_CHALLENGE_
Repeat the records in full and exactly, omitting pictures.

══ RECORDS ══

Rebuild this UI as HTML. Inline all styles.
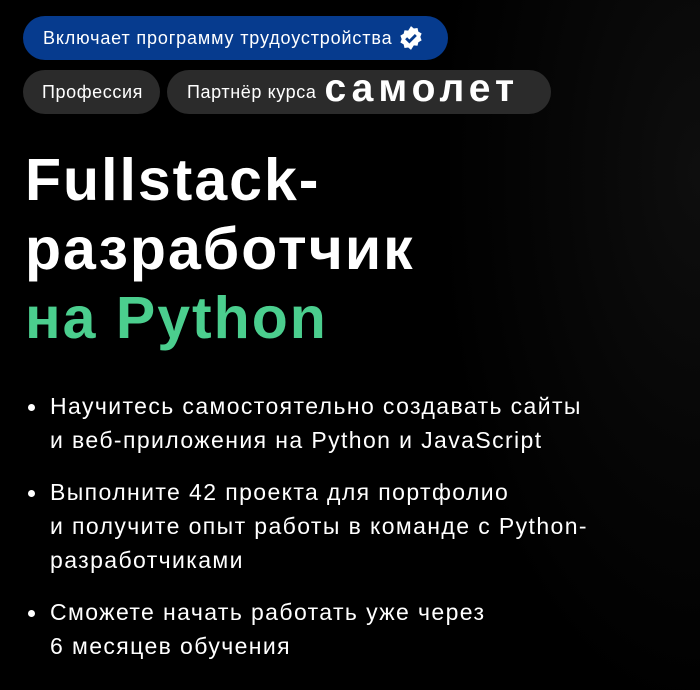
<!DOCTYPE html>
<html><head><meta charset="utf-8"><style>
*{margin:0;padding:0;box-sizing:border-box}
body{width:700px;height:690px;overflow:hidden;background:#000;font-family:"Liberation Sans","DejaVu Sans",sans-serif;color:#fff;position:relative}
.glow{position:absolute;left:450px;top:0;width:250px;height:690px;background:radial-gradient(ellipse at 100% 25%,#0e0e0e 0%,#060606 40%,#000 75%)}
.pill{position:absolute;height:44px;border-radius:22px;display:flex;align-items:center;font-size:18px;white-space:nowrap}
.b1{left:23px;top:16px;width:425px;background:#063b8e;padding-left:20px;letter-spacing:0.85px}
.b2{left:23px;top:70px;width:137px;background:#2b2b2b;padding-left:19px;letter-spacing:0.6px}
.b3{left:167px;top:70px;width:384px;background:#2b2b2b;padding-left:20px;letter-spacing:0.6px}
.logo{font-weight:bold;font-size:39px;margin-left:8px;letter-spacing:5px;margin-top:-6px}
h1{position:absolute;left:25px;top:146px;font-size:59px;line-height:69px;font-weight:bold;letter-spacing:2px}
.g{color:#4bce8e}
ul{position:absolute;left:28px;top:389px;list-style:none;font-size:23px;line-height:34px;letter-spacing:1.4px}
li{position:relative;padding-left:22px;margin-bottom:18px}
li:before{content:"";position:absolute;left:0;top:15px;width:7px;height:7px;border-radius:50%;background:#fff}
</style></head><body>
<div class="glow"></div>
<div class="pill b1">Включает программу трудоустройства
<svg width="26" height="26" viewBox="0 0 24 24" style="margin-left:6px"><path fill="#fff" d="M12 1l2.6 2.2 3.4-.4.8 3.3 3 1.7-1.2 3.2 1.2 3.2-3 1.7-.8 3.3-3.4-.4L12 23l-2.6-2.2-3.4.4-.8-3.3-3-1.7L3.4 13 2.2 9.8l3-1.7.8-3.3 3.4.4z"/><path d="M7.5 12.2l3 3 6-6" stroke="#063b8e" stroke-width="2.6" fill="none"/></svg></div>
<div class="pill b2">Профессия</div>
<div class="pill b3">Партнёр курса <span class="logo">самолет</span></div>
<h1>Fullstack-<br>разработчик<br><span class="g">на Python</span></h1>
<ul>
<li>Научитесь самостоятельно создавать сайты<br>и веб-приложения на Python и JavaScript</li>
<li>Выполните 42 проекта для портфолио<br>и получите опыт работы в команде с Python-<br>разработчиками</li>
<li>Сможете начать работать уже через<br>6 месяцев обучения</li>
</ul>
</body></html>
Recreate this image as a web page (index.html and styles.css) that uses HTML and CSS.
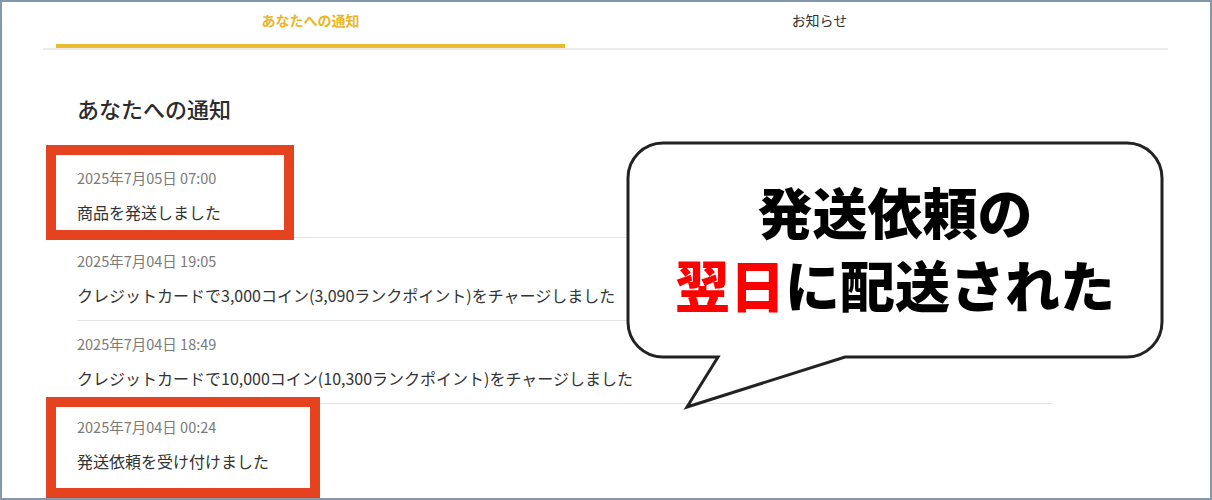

═══

_ANSWER TO THIS EXERCISE_
Rebuild this UI as HTML. Inline all styles.
<!DOCTYPE html>
<html><head><meta charset="utf-8"><style>
*{margin:0;padding:0;box-sizing:border-box}
body{width:700px;height:690px;overflow:hidden;background:#000;font-family:"Liberation Sans","DejaVu Sans",sans-serif;color:#fff;position:relative}
.glow{position:absolute;left:450px;top:0;width:250px;height:690px;background:radial-gradient(ellipse at 100% 25%,#0e0e0e 0%,#060606 40%,#000 75%)}
.pill{position:absolute;height:44px;border-radius:22px;display:flex;align-items:center;font-size:18px;white-space:nowrap}
.b1{left:23px;top:16px;width:425px;background:#063b8e;padding-left:20px;letter-spacing:0.85px}
.b2{left:23px;top:70px;width:137px;background:#2b2b2b;padding-left:19px;letter-spacing:0.6px}
.b3{left:167px;top:70px;width:384px;background:#2b2b2b;padding-left:20px;letter-spacing:0.6px}
.logo{font-weight:bold;font-size:39px;margin-left:8px;letter-spacing:5px;margin-top:-6px}
h1{position:absolute;left:25px;top:146px;font-size:59px;line-height:69px;font-weight:bold;letter-spacing:2px}
.g{color:#4bce8e}
ul{position:absolute;left:28px;top:389px;list-style:none;font-size:23px;line-height:34px;letter-spacing:1.4px}
li{position:relative;padding-left:22px;margin-bottom:18px}
li:before{content:"";position:absolute;left:0;top:15px;width:7px;height:7px;border-radius:50%;background:#fff}
</style></head><body>
<div class="glow"></div>
<div class="pill b1">Включает программу трудоустройства
<svg width="26" height="26" viewBox="0 0 24 24" style="margin-left:6px"><path fill="#fff" d="M12 1l2.6 2.2 3.4-.4.8 3.3 3 1.7-1.2 3.2 1.2 3.2-3 1.7-.8 3.3-3.4-.4L12 23l-2.6-2.2-3.4.4-.8-3.3-3-1.7L3.4 13 2.2 9.8l3-1.7.8-3.3 3.4.4z"/><path d="M7.5 12.2l3 3 6-6" stroke="#063b8e" stroke-width="2.6" fill="none"/></svg></div>
<div class="pill b2">Профессия</div>
<div class="pill b3">Партнёр курса <span class="logo">самолет</span></div>
<h1>Fullstack-<br>разработчик<br><span class="g">на Python</span></h1>
<ul>
<li>Научитесь самостоятельно создавать сайты<br>и веб-приложения на Python и JavaScript</li>
<li>Выполните 42 проекта для портфолио<br>и получите опыт работы в команде с Python-<br>разработчиками</li>
<li>Сможете начать работать уже через<br>6 месяцев обучения</li>
</ul>
</body></html>
Recreate this image as a web page (index.html and styles.css) that uses HTML and CSS.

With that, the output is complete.